Aim of the task: Exactly as written, quote every line that follows, skipping the images.

____________________

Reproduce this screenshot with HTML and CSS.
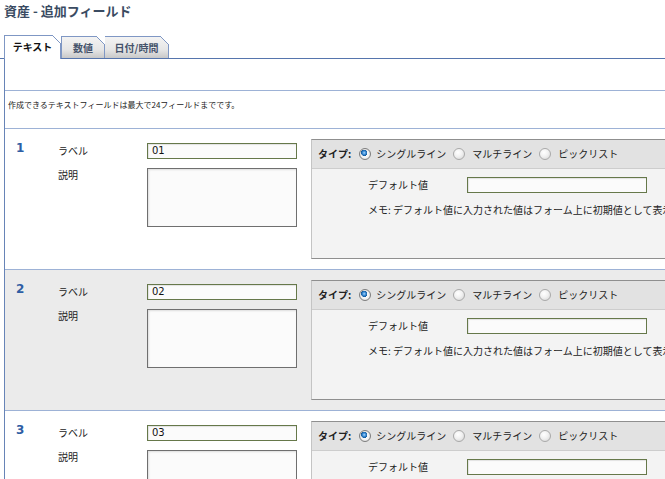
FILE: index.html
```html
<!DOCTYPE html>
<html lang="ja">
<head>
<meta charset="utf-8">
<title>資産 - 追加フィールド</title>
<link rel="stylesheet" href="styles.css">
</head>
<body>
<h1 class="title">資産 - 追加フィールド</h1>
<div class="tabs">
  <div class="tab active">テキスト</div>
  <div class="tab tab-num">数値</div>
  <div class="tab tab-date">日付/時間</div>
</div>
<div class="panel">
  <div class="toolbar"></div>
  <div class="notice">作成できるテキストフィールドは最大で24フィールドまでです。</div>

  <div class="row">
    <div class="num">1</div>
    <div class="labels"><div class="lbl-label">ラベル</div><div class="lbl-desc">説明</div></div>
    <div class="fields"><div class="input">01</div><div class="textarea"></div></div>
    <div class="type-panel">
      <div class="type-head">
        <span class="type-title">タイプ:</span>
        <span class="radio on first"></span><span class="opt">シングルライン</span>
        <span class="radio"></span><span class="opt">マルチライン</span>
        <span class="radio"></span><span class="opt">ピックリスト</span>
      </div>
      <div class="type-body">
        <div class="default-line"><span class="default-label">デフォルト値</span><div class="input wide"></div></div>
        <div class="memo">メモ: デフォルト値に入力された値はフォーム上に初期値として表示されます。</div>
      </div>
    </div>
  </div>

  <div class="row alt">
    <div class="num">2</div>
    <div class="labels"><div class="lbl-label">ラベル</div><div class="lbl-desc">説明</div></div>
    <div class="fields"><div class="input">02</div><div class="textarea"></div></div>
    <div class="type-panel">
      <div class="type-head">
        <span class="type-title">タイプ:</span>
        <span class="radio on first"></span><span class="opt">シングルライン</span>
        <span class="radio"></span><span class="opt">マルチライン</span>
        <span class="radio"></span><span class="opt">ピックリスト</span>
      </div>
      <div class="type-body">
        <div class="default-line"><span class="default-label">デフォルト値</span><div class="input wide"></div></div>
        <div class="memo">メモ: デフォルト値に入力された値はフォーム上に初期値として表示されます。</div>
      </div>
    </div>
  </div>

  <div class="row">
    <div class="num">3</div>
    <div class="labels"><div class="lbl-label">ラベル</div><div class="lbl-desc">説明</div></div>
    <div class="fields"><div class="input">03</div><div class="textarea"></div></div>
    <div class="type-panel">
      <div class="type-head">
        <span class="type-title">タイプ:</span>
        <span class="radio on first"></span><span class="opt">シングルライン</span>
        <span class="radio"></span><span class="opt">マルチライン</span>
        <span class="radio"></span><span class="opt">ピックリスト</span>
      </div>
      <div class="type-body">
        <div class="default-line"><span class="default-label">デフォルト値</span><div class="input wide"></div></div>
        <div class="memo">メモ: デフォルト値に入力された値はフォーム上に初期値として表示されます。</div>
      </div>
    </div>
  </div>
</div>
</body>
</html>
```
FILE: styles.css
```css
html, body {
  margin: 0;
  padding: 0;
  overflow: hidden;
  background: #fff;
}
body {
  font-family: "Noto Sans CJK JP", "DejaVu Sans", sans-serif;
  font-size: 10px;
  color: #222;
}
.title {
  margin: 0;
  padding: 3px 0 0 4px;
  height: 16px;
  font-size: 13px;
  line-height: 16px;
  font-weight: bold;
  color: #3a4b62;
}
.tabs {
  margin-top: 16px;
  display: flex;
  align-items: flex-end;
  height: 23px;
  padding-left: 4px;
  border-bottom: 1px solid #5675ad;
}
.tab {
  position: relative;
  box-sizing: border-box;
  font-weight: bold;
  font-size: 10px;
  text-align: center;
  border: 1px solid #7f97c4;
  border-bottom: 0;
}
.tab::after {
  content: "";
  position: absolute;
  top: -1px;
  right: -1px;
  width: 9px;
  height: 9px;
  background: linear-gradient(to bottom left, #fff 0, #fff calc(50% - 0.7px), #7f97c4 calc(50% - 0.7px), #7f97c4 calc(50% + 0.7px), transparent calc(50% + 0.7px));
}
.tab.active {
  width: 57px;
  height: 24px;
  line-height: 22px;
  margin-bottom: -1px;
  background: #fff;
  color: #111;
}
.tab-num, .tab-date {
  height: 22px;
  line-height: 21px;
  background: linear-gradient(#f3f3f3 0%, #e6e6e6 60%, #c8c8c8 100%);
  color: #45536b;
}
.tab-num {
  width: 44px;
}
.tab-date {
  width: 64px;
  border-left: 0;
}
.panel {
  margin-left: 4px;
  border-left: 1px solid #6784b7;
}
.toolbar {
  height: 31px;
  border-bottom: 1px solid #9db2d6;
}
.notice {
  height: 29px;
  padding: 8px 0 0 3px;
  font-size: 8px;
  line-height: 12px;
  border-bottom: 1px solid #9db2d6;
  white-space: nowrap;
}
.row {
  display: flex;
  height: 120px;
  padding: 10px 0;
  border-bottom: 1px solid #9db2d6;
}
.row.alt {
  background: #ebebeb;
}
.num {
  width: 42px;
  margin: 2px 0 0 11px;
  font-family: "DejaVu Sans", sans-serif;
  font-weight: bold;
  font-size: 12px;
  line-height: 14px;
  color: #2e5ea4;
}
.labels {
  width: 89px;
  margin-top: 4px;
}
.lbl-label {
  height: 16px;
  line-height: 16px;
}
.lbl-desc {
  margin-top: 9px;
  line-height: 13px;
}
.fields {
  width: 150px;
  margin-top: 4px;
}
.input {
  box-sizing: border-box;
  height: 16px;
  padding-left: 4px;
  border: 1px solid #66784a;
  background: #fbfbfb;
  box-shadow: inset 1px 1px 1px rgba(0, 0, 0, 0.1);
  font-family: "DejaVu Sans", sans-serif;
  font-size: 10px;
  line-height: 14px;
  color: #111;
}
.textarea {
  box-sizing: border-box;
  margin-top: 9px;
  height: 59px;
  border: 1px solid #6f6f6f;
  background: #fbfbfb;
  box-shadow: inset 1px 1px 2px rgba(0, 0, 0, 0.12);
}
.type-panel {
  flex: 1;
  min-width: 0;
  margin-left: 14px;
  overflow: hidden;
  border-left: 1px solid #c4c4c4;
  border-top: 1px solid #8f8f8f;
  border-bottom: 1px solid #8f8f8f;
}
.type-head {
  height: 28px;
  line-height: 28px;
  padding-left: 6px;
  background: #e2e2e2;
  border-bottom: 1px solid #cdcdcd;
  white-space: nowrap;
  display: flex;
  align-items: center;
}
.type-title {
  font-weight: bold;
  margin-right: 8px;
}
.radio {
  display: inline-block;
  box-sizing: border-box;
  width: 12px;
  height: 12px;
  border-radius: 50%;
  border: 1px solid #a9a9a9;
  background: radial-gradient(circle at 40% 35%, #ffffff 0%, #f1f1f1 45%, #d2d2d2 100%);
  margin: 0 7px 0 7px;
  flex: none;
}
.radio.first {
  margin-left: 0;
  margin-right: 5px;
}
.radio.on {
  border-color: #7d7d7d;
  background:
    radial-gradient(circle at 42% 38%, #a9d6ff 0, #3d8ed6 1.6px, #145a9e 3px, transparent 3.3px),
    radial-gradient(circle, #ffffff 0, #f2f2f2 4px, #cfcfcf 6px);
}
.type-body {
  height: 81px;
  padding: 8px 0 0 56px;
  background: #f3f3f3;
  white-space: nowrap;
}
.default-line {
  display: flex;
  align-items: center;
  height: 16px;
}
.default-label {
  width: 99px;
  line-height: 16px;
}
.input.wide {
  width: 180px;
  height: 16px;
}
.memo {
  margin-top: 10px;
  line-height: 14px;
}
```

____________________

Exercise answer:
Reproduce this screenshot with HTML and CSS.
FILE: index.html
```html
<!DOCTYPE html>
<html lang="ja">
<head>
<meta charset="utf-8">
<title>資産 - 追加フィールド</title>
<link rel="stylesheet" href="styles.css">
</head>
<body>
<h1 class="title">資産 - 追加フィールド</h1>
<div class="tabs">
  <div class="tab active">テキスト</div>
  <div class="tab tab-num">数値</div>
  <div class="tab tab-date">日付/時間</div>
</div>
<div class="panel">
  <div class="toolbar"></div>
  <div class="notice">作成できるテキストフィールドは最大で24フィールドまでです。</div>

  <div class="row">
    <div class="num">1</div>
    <div class="labels"><div class="lbl-label">ラベル</div><div class="lbl-desc">説明</div></div>
    <div class="fields"><div class="input">01</div><div class="textarea"></div></div>
    <div class="type-panel">
      <div class="type-head">
        <span class="type-title">タイプ:</span>
        <span class="radio on first"></span><span class="opt">シングルライン</span>
        <span class="radio"></span><span class="opt">マルチライン</span>
        <span class="radio"></span><span class="opt">ピックリスト</span>
      </div>
      <div class="type-body">
        <div class="default-line"><span class="default-label">デフォルト値</span><div class="input wide"></div></div>
        <div class="memo">メモ: デフォルト値に入力された値はフォーム上に初期値として表示されます。</div>
      </div>
    </div>
  </div>

  <div class="row alt">
    <div class="num">2</div>
    <div class="labels"><div class="lbl-label">ラベル</div><div class="lbl-desc">説明</div></div>
    <div class="fields"><div class="input">02</div><div class="textarea"></div></div>
    <div class="type-panel">
      <div class="type-head">
        <span class="type-title">タイプ:</span>
        <span class="radio on first"></span><span class="opt">シングルライン</span>
        <span class="radio"></span><span class="opt">マルチライン</span>
        <span class="radio"></span><span class="opt">ピックリスト</span>
      </div>
      <div class="type-body">
        <div class="default-line"><span class="default-label">デフォルト値</span><div class="input wide"></div></div>
        <div class="memo">メモ: デフォルト値に入力された値はフォーム上に初期値として表示されます。</div>
      </div>
    </div>
  </div>

  <div class="row">
    <div class="num">3</div>
    <div class="labels"><div class="lbl-label">ラベル</div><div class="lbl-desc">説明</div></div>
    <div class="fields"><div class="input">03</div><div class="textarea"></div></div>
    <div class="type-panel">
      <div class="type-head">
        <span class="type-title">タイプ:</span>
        <span class="radio on first"></span><span class="opt">シングルライン</span>
        <span class="radio"></span><span class="opt">マルチライン</span>
        <span class="radio"></span><span class="opt">ピックリスト</span>
      </div>
      <div class="type-body">
        <div class="default-line"><span class="default-label">デフォルト値</span><div class="input wide"></div></div>
        <div class="memo">メモ: デフォルト値に入力された値はフォーム上に初期値として表示されます。</div>
      </div>
    </div>
  </div>
</div>
</body>
</html>
```
FILE: styles.css
```css
html, body {
  margin: 0;
  padding: 0;
  overflow: hidden;
  background: #fff;
}
body {
  font-family: "Noto Sans CJK JP", "DejaVu Sans", sans-serif;
  font-size: 10px;
  color: #222;
}
.title {
  margin: 0;
  padding: 3px 0 0 4px;
  height: 16px;
  font-size: 13px;
  line-height: 16px;
  font-weight: bold;
  color: #3a4b62;
}
.tabs {
  margin-top: 16px;
  display: flex;
  align-items: flex-end;
  height: 23px;
  padding-left: 4px;
  border-bottom: 1px solid #5675ad;
}
.tab {
  position: relative;
  box-sizing: border-box;
  font-weight: bold;
  font-size: 10px;
  text-align: center;
  border: 1px solid #7f97c4;
  border-bottom: 0;
}
.tab::after {
  content: "";
  position: absolute;
  top: -1px;
  right: -1px;
  width: 9px;
  height: 9px;
  background: linear-gradient(to bottom left, #fff 0, #fff calc(50% - 0.7px), #7f97c4 calc(50% - 0.7px), #7f97c4 calc(50% + 0.7px), transparent calc(50% + 0.7px));
}
.tab.active {
  width: 57px;
  height: 24px;
  line-height: 22px;
  margin-bottom: -1px;
  background: #fff;
  color: #111;
}
.tab-num, .tab-date {
  height: 22px;
  line-height: 21px;
  background: linear-gradient(#f3f3f3 0%, #e6e6e6 60%, #c8c8c8 100%);
  color: #45536b;
}
.tab-num {
  width: 44px;
}
.tab-date {
  width: 64px;
  border-left: 0;
}
.panel {
  margin-left: 4px;
  border-left: 1px solid #6784b7;
}
.toolbar {
  height: 31px;
  border-bottom: 1px solid #9db2d6;
}
.notice {
  height: 29px;
  padding: 8px 0 0 3px;
  font-size: 8px;
  line-height: 12px;
  border-bottom: 1px solid #9db2d6;
  white-space: nowrap;
}
.row {
  display: flex;
  height: 120px;
  padding: 10px 0;
  border-bottom: 1px solid #9db2d6;
}
.row.alt {
  background: #ebebeb;
}
.num {
  width: 42px;
  margin: 2px 0 0 11px;
  font-family: "DejaVu Sans", sans-serif;
  font-weight: bold;
  font-size: 12px;
  line-height: 14px;
  color: #2e5ea4;
}
.labels {
  width: 89px;
  margin-top: 4px;
}
.lbl-label {
  height: 16px;
  line-height: 16px;
}
.lbl-desc {
  margin-top: 9px;
  line-height: 13px;
}
.fields {
  width: 150px;
  margin-top: 4px;
}
.input {
  box-sizing: border-box;
  height: 16px;
  padding-left: 4px;
  border: 1px solid #66784a;
  background: #fbfbfb;
  box-shadow: inset 1px 1px 1px rgba(0, 0, 0, 0.1);
  font-family: "DejaVu Sans", sans-serif;
  font-size: 10px;
  line-height: 14px;
  color: #111;
}
.textarea {
  box-sizing: border-box;
  margin-top: 9px;
  height: 59px;
  border: 1px solid #6f6f6f;
  background: #fbfbfb;
  box-shadow: inset 1px 1px 2px rgba(0, 0, 0, 0.12);
}
.type-panel {
  flex: 1;
  min-width: 0;
  margin-left: 14px;
  overflow: hidden;
  border-left: 1px solid #c4c4c4;
  border-top: 1px solid #8f8f8f;
  border-bottom: 1px solid #8f8f8f;
}
.type-head {
  height: 28px;
  line-height: 28px;
  padding-left: 6px;
  background: #e2e2e2;
  border-bottom: 1px solid #cdcdcd;
  white-space: nowrap;
  display: flex;
  align-items: center;
}
.type-title {
  font-weight: bold;
  margin-right: 8px;
}
.radio {
  display: inline-block;
  box-sizing: border-box;
  width: 12px;
  height: 12px;
  border-radius: 50%;
  border: 1px solid #a9a9a9;
  background: radial-gradient(circle at 40% 35%, #ffffff 0%, #f1f1f1 45%, #d2d2d2 100%);
  margin: 0 7px 0 7px;
  flex: none;
}
.radio.first {
  margin-left: 0;
  margin-right: 5px;
}
.radio.on {
  border-color: #7d7d7d;
  background:
    radial-gradient(circle at 42% 38%, #a9d6ff 0, #3d8ed6 1.6px, #145a9e 3px, transparent 3.3px),
    radial-gradient(circle, #ffffff 0, #f2f2f2 4px, #cfcfcf 6px);
}
.type-body {
  height: 81px;
  padding: 8px 0 0 56px;
  background: #f3f3f3;
  white-space: nowrap;
}
.default-line {
  display: flex;
  align-items: center;
  height: 16px;
}
.default-label {
  width: 99px;
  line-height: 16px;
}
.input.wide {
  width: 180px;
  height: 16px;
}
.memo {
  margin-top: 10px;
  line-height: 14px;
}
```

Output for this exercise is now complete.